> _Brief_
Find every line with the string "React" in it, count them, and reply with that count only.

------ Data listing

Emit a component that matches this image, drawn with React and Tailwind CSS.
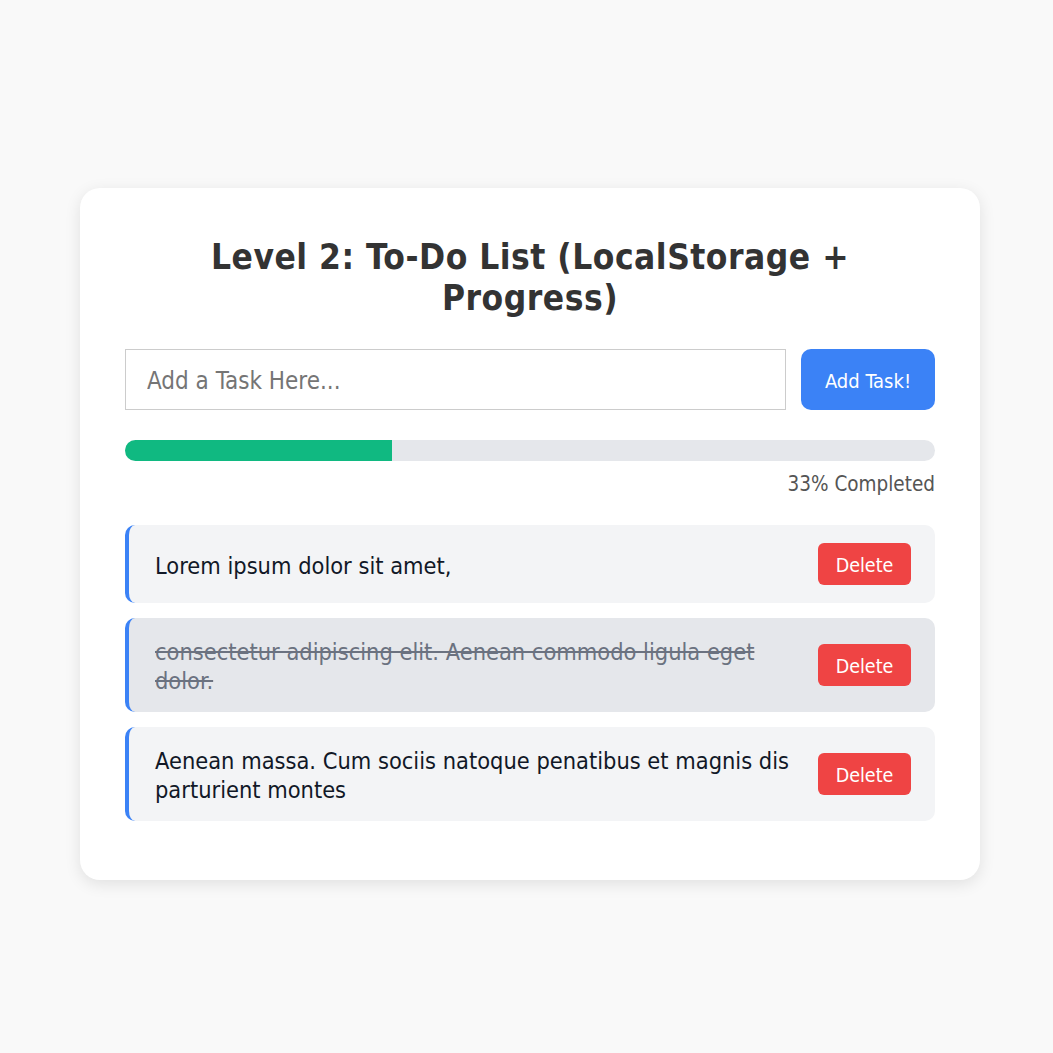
export default function App() {
  const tasks = [
    { text: "Lorem ipsum dolor sit amet,", done: false },
    { text: "consectetur adipiscing elit. Aenean commodo ligula eget dolor.", done: true },
    { text: "Aenean massa. Cum sociis natoque penatibus et magnis dis parturient montes", done: false },
  ];
  const font = { fontFamily: '"DejaVu Sans Condensed", "DejaVu Sans", sans-serif' };
  return (
    <div className="min-h-[1053px] bg-[#f9f9f9] flex justify-start pl-[80px] pt-[188px]" style={font}>
      <div className="w-[900px] h-fit bg-white rounded-[20px] shadow-[0_4px_16px_rgba(0,0,0,0.1)] px-[45px] pt-[49px] pb-[59px]">
        <h1 className="text-[35px] leading-[41px] tracking-[0.5px] font-bold text-[#333] text-center px-[60px]">
          Level 2: To-Do List (LocalStorage + Progress)
        </h1>
        <div className="flex gap-[15px] mt-[30px]">
          <input
            className="flex-1 h-[61px] border border-[#ccc] px-[21px] pt-[3px] text-[24px] text-[#333] placeholder:text-[#757575] outline-none"
            placeholder="Add a Task Here..."
            style={font}
          />
          <button
            className="w-[134px] h-[61px] pt-[3px] bg-[#3b82f6] text-white text-[20px] rounded-[10px]"
            style={font}
          >
            Add Task!
          </button>
        </div>
        <div className="mt-[30px] h-[21px] bg-[#e5e7eb] rounded-full overflow-hidden">
          <div className="h-full bg-[#10b981]" style={{ width: "33%" }} />
        </div>
        <div className="text-right text-[20.5px] leading-[25px] text-[#555] mt-[11px]">33% Completed</div>
        <div className="mt-[28px] flex flex-col gap-[15px]">
          {tasks.map((t, i) => (
            <div
              key={i}
              className={`flex items-center justify-between gap-[24px] rounded-[10px] border-l-4 border-[#3b82f6] py-[18px] pl-[26px] pr-[24px] ${
                t.done ? "bg-[#e5e7eb]" : "bg-[#f3f4f6]"
              }`}
            >
              <span
                className={`text-[23.4px] leading-[29px] translate-y-[2px] ${
                  t.done ? "line-through text-[#6b7280]" : "text-[#111827]"
                }`}
              >
                {t.text}
              </span>
              <button
                className="shrink-0 w-[93px] h-[42px] pt-[3px] bg-[#ef4444] text-white text-[19.5px] rounded-[6px]"
                style={font}
              >
                Delete
              </button>
            </div>
          ))}
        </div>
      </div>
    </div>
  );
}
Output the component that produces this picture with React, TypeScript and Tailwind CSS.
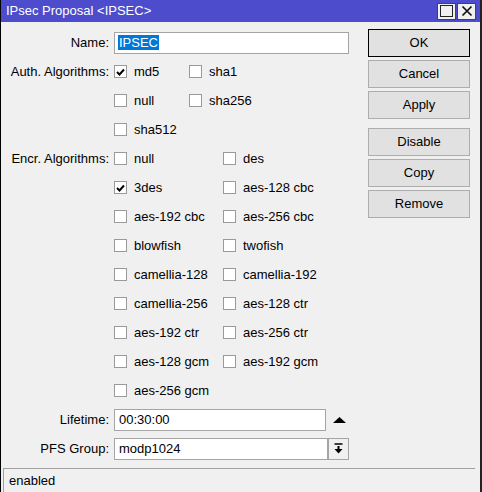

------------

> _Written reply_
2